Prompt:
Starting at the first line of the data, print each line verbatim up to and including the line bearing "MdSettings, MdShare, MdSort", omitting pictures.

□ □ □ □

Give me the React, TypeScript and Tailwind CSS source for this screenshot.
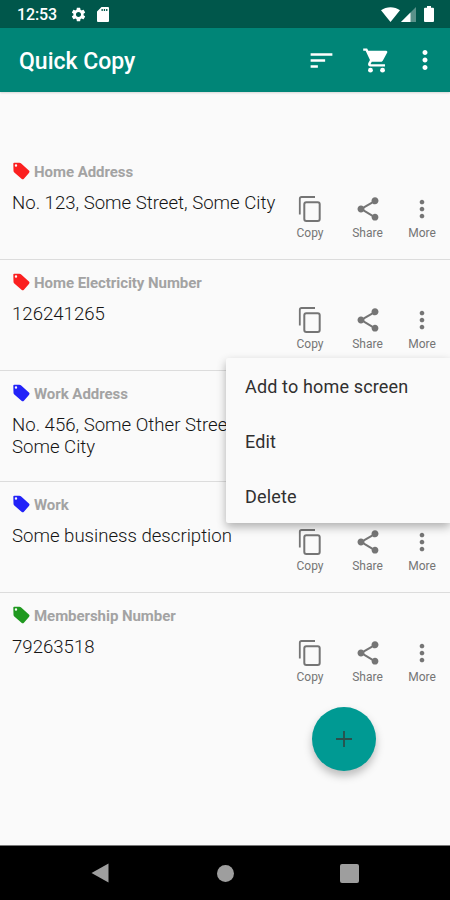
import React from 'react'
import { MdMoreVert, MdSettings, MdShare, MdSort } from 'react-icons/md'

const items = [
  { id: 1, label: "Home Address", lines: ["No. 123, Some Street, Some City"], color: "text-[#fb2020]" },
  { id: 2, label: "Home Electricity Number", lines: ["126241265"], color: "text-[#fb2020]" },
  { id: 3, label: "Work Address", lines: ["No. 456, Some Other Street,", "Some City"], color: "text-[#2222f8]" },
  { id: 4, label: "Work", lines: ["Some business description"], color: "text-[#2222f8]" },
  { id: 5, label: "Membership Number", lines: ["79263518"], color: "text-[#1f991f]" },
]

const menuItems = ["Add to home screen", "Edit", "Delete"]

const TagIcon = ({ className }: { className: string }) => (
  <svg viewBox="0 0 18 18" className={`h-[18px] w-[18px] ${className}`} fill="currentColor">
    <path
      fillRule="evenodd"
      d="M2.2.7h5.2c.6 0 1.100.2 1.500.6l8 7.300c.8.8.8 1.600 0 2.400l-5 5.700c-.8.8-1.600.8-2.400 0L2.300 10.600C1.800 10.100 1.600 9.600 1.500 9L1.300 1.700c0-.6.300-1 .9-1zM4 2.300a1.200 1.200 0 1 0 0 2.400 1.200 1.200 0 0 0 0-2.400z"
    />
  </svg>
)

const CopyIcon = ({ className }: { className: string }) => (
  <svg viewBox="0 0 28 28" className={className} fill="none" stroke="currentColor">
    <path d="M3.800 19.500V3.800a1.800 1.800 0 0 1 1.800-1.800H19" strokeWidth="1.800" />
    <rect x="8.300" y="7.200" width="15.400" height="18.800" rx="2" strokeWidth="2" />
  </svg>
)

const CartIcon = ({ className }: { className: string }) => (
  <svg viewBox="0 0 24 24" className={className} fill="currentColor">
    <circle cx="7" cy="20" r="2" />
    <circle cx="17" cy="20" r="2" />
    <path d="M1 2v2h2l3.600 7.590-1.350 2.450C4.520 15.370 5.480 17 7 17h12v-2H7.420a.25.25 0 0 1-.22-.37L8.100 13h7.450c.75 0 1.410-.41 1.750-1.030l3.580-6.490A1 1 0 0 0 20 4H5.210l-.94-2H1z" />
  </svg>
)

const StatusBar = () => (
  <div className="flex h-7 items-center justify-between bg-[#00574b] pl-[17px] pr-4 text-white">
    <div className="flex items-center">
      <span className="w-[53px] pt-0.5 text-base font-medium leading-7 tracking-[-0.1px]">12:53</span>
      <MdSettings className="mt-px h-[17px] w-[17px]" />
      <svg viewBox="0 0 12 15" className="ml-2.5 mt-px h-[15px] w-3" fill="currentColor" fillRule="evenodd">
        <path d="M4.500 0H11a1 1 0 0 1 1 1v13a1 1 0 0 1-1 1H1a1 1 0 0 1-1-1V4.500zM4.500 2v2h1.300V2zm2.300 0v2h1.300V2zm2.300 0v2h1.300V2z" />
      </svg>
    </div>
    <div className="flex items-center">
      <svg viewBox="0 0 19 15" className="h-[15px] w-[19px]" fill="currentColor">
        <path d="M0 3.200C5.500-.9 13.500-.9 19 3.200L9.500 15z" />
      </svg>
      <svg viewBox="0 0 15 15" className="ml-px h-[15px] w-[15px]" fill="currentColor">
        <path d="M0 15L15 0v15z" opacity=".35" />
        <path d="M0 15l9.500-9.500V15z" />
      </svg>
      <svg viewBox="0 0 10 16" className="ml-2 h-4 w-2.5" fill="currentColor">
        <path d="M3 0h4v1.700h2a1 1 0 0 1 1 1V15a1 1 0 0 1-1 1H1a1 1 0 0 1-1-1V2.700a1 1 0 0 1 1-1h2z" />
      </svg>
    </div>
  </div>
)

const Toolbar = () => (
  <header className="flex h-16 items-center bg-[#008577] pl-[19px] text-white shadow-[0_1px_2px_rgba(0,0,0,0.15)]">
    <h1 className="flex-1 pt-1 text-[23px] font-medium leading-7">Quick Copy</h1>
    <MdSort className="mr-[26px] h-[29px] w-[29px]" />
    <CartIcon className="mr-[19px] h-[29px] w-[29px]" />
    <MdMoreVert className="mr-[10px] h-[30px] w-[30px]" />
  </header>
)

const actions = [
  { name: "Copy", icon: CopyIcon, width: "w-[62px]" },
  { name: "Share", icon: MdShare, width: "w-[53px]" },
  { name: "More", icon: MdMoreVert, width: "w-[56px]" },
]

const App = () => {
  return (
    <div className="relative flex h-[900px] w-[450px] flex-col overflow-hidden bg-[#fafafa] font-[Roboto,sans-serif]">
      <StatusBar />
      <Toolbar />
      <main className="flex-1 pt-[57px]">
        {items.map((item) => (
          <div key={item.id} className="flex h-[111px] border-b border-[#dcdcdc] pl-3 last:border-b-0">
            <div className="min-w-0 flex-1 pt-3">
              <div className="flex h-[20px] items-center gap-1">
                <TagIcon className={item.color} />
                <span className="whitespace-nowrap pt-0.5 text-[15px] font-bold leading-5 tracking-[-0.05px] text-[#a3a3a3]">{item.label}</span>
              </div>
              <div className="mt-[11px] text-[18.600px] font-light leading-[22px] text-[#151515]">
                {item.lines.map((line) => (
                  <p key={line} className="whitespace-nowrap">{line}</p>
                ))}
              </div>
            </div>
            <div className="flex shrink-0 pt-[46px] text-[#757575]">
              {actions.map(({ name, icon: Icon, width }) => (
                <div key={name} className={`flex flex-col items-center ${width}`}>
                  <Icon className="h-7 w-7" />
                  <span className="mt-0.5 text-[12px] leading-4">{name}</span>
                </div>
              ))}
            </div>
          </div>
        ))}
      </main>
      <nav className="flex h-[55px] items-center border-t border-[#777] bg-black text-[#9e9e9e]">
        <svg viewBox="0 0 18 20" className="ml-[91px] h-5 w-[18px]" fill="currentColor">
          <path d="M17.500.500v19L.500 10z" />
        </svg>
        <div className="ml-[108px] h-[17px] w-[17px] rounded-full bg-[#9e9e9e]" />
        <div className="ml-[106px] h-[19px] w-[19px] rounded-[2px] bg-[#9e9e9e]" />
      </nav>

      <div className="absolute right-0 top-[358px] w-[224px] rounded-l-[2px] bg-[#fafafa] shadow-[0_4px_10px_rgba(0,0,0,0.3)]">
        {menuItems.map((text) => (
          <div key={text} className="flex h-[55px] items-center pl-[19px] pt-px text-[18px] tracking-[0.15px] text-[#303030]">
            {text}
          </div>
        ))}
      </div>

      <button className="absolute left-[312px] top-[707px] flex h-16 w-16 items-center justify-center rounded-full bg-[#009a93] shadow-[0_5px_8px_rgba(0,0,0,0.25)]">
        <svg viewBox="0 0 16 16" className="h-4 w-4" stroke="#2b4f4b" strokeWidth="1.800">
          <path d="M8 0v16M0 8h16" />
        </svg>
      </button>
    </div>
  )
}

export default App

□ □ □ □

Output for this task:
Give me the React, TypeScript and Tailwind CSS source for this screenshot.
import React from 'react'
import { MdMoreVert, MdSettings, MdShare, MdSort } from 'react-icons/md'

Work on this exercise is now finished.